A couple of years ago a woman who'd never read any SF got interested, for some reason, in post-apocalypse novels. She asked me if I could give her the names of a few. The ones that came to mind were of course the ones that had most affected me when I was a beginning SF reader long ago. She'd heard of all those but one: George R. Stewart's Earth Abides. After she read it, I got an e-mail from her thanking me profusely for the recommendation. She couldn't believe she'd never heard of such a wonderful novel. Probably not too many people have, these days. It was written in the late '40s, Stewart didn't write any other SF novels (but lots of other stuff), and it's not spectacular in the Mad Max way. It's very quiet. Very powerful, too, and still as relevant now as it ever was. Jim Sallis wrote a great column about it in the Boston Globe. I'd put it at the top of my list, along with A Canticle for Leibowitz and On the Beach.

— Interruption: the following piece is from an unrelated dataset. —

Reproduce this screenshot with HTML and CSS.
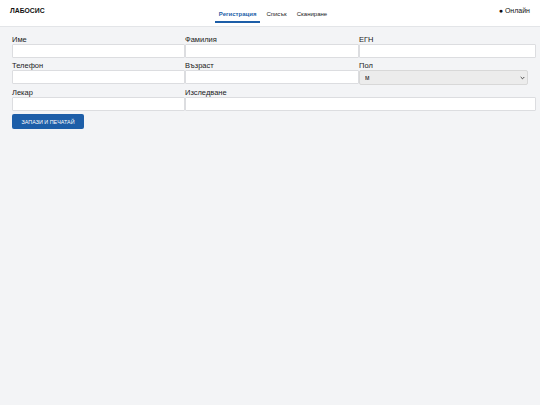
FILE: index.html
```html
<!DOCTYPE html>
<html lang="bg">
<head>
<meta charset="utf-8">
<link rel="stylesheet" href="styles.css">
</head>
<body>
<header class="topbar">
  <div class="logo">ЛАБОСИС</div>
  <nav class="tabs">
    <a class="tab active">Регистрация</a>
    <a class="tab">Списък</a>
    <a class="tab">Сканиране</a>
  </nav>
  <div class="status">● Онлайн</div>
</header>
<main class="content">
  <form class="form">
    <div class="field"><label>Име</label><input type="text"></div>
    <div class="field"><label>Фамилия</label><input type="text"></div>
    <div class="field"><label>ЕГН</label><input type="text"></div>
    <div class="field"><label>Телефон</label><input type="text"></div>
    <div class="field"><label>Възраст</label><input type="text"></div>
    <div class="field"><label>Пол</label>
      <div class="select-wrap">
        <select><option>м</option><option>ж</option></select>
        <svg class="chev" width="5" height="4" viewBox="0 0 5 4"><path d="M0.7 1 L2.5 2.8 L4.3 1" fill="none" stroke="#333" stroke-width="0.9"/></svg>
      </div>
    </div>
    <div class="field"><label>Лекар</label><input type="text"></div>
    <div class="field wide"><label>Изследване</label><input type="text"></div>
  </form>
  <button class="btn" type="button">ЗАПАЗИ И ПЕЧАТАЙ</button>
</main>
</body>
</html>
```
FILE: styles.css
```css
* { box-sizing: border-box; }
html, body { margin: 0; padding: 0; }
body {
  background: #f3f4f6;
  font-family: "Liberation Sans", Arial, sans-serif;
  color: #111;
  width: 540px;
  height: 405px;
}
.topbar {
  display: grid;
  grid-template-columns: 1fr auto 1fr;
  align-items: start;
  background: #fff;
  border-bottom: 1px solid #e3e5e8;
  height: 27px;
  padding: 0 10px;
}
.logo {
  font-weight: bold;
  font-size: 6.8px;
  line-height: 8px;
  padding-top: 7px;
}
.tabs {
  display: flex;
  gap: 2px;
  transform: translateX(3px);
}
.tab {
  font-size: 6px;
  line-height: 7px;
  padding: 11px 4px 3px;
  border-bottom: 2px solid transparent;
  color: #222;
}
.tab.active {
  color: #1d5ea8;
  border-bottom-color: #1d5ea8;
  font-weight: bold;
}
.status {
  justify-self: end;
  font-size: 7px;
  line-height: 8px;
  padding-top: 7px;
  color: #111;
}
.content {
  padding: 8px 4px 0 12px;
}
.form {
  display: grid;
  grid-template-columns: 173px 174px 177px;
  row-gap: 3px;
  width: 524px;
}
.field {
  display: flex;
  flex-direction: column;
}
.field.wide { grid-column: span 2; }
.field label {
  font-size: 7.5px;
  line-height: 9px;
  font-weight: normal;
  color: #1a1a1a;
}
.field input {
  height: 14px;
  border: 1px solid #dcdde0;
  background: #fff;
  margin: 0;
  padding: 0 4px;
  font-size: 7px;
  border-radius: 1px;
}
.select-wrap {
  position: relative;
  width: 169px;
}
.select-wrap select {
  -webkit-appearance: none;
  appearance: none;
  display: block;
  height: 15px;
  width: 169px;
  border: 1px solid #d8d8d8;
  background: #ececec;
  border-radius: 2px;
  font-size: 6.5px;
  font-family: "Liberation Sans", Arial, sans-serif;
  padding: 0 5px;
  color: #222;
  margin: 0;
}
.chev {
  position: absolute;
  right: 3px;
  top: 6px;
}
.btn {
  margin-top: 3px;
  height: 15px;
  width: 72px;
  padding: 0;
  background: #1d5ea8;
  color: #fff;
  border: none;
  border-radius: 2px;
  font-family: "Liberation Sans", Arial, sans-serif;
  font-size: 5.4px;
  display: block;
}
```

I suck at this. But two come to mind. The hoopla over The Day After, that made for TV movie in the 80's detailing what happens in the aftermath of a nuclear holocaust. I saw it as an adult and cried buckets, because at one time it *did* seem we were headed toward total annihilation. Plus, we live in the largest concentration of nuclear missile silos in the world, and B-1's were stationed at Ellsworth Airforce Base and we were #4 on the hit list for nuclear attack.
The other one is more urban. JD Robb writes futuristic, the "In Death" series set in 2054. There are heli-cars, penal colonies out in space, other planets which are mini-cities. It's set mostly in NY after the "urban wars." What I love about it, besides Eve Dallas being a kick-ass, totally righteous cop (and it is a romance series, so the relationship stuff with her husband Roarke is killer too) is that it shows the more things change, the more they stay the same. The reasons for greed don't evolve. Since she's 24 books into the series, the character arcs are amazing.
I have to say The Road Warrior because, well, it's the motherfucking Road Warrior. I realize that hardly makes me look like Cool Apocalypse Guy (TM), since it's sort of the obvious choice. But I don't care. That movie had all the elements of perfection: a razor-edged boomerang, human bonfires, Alpo as gourmet grub, a character listed in the credits as "Feral Kid," a compound guarded by warrior women wielding flamethrowers, creepy rapist torture-bikers, a villain called The Humongous, and an anti-hero riding the last of the V-8 Interceptors straight to hell. All back in the days when Mel Gibson seemed like a pretty cool guy. How could you lose?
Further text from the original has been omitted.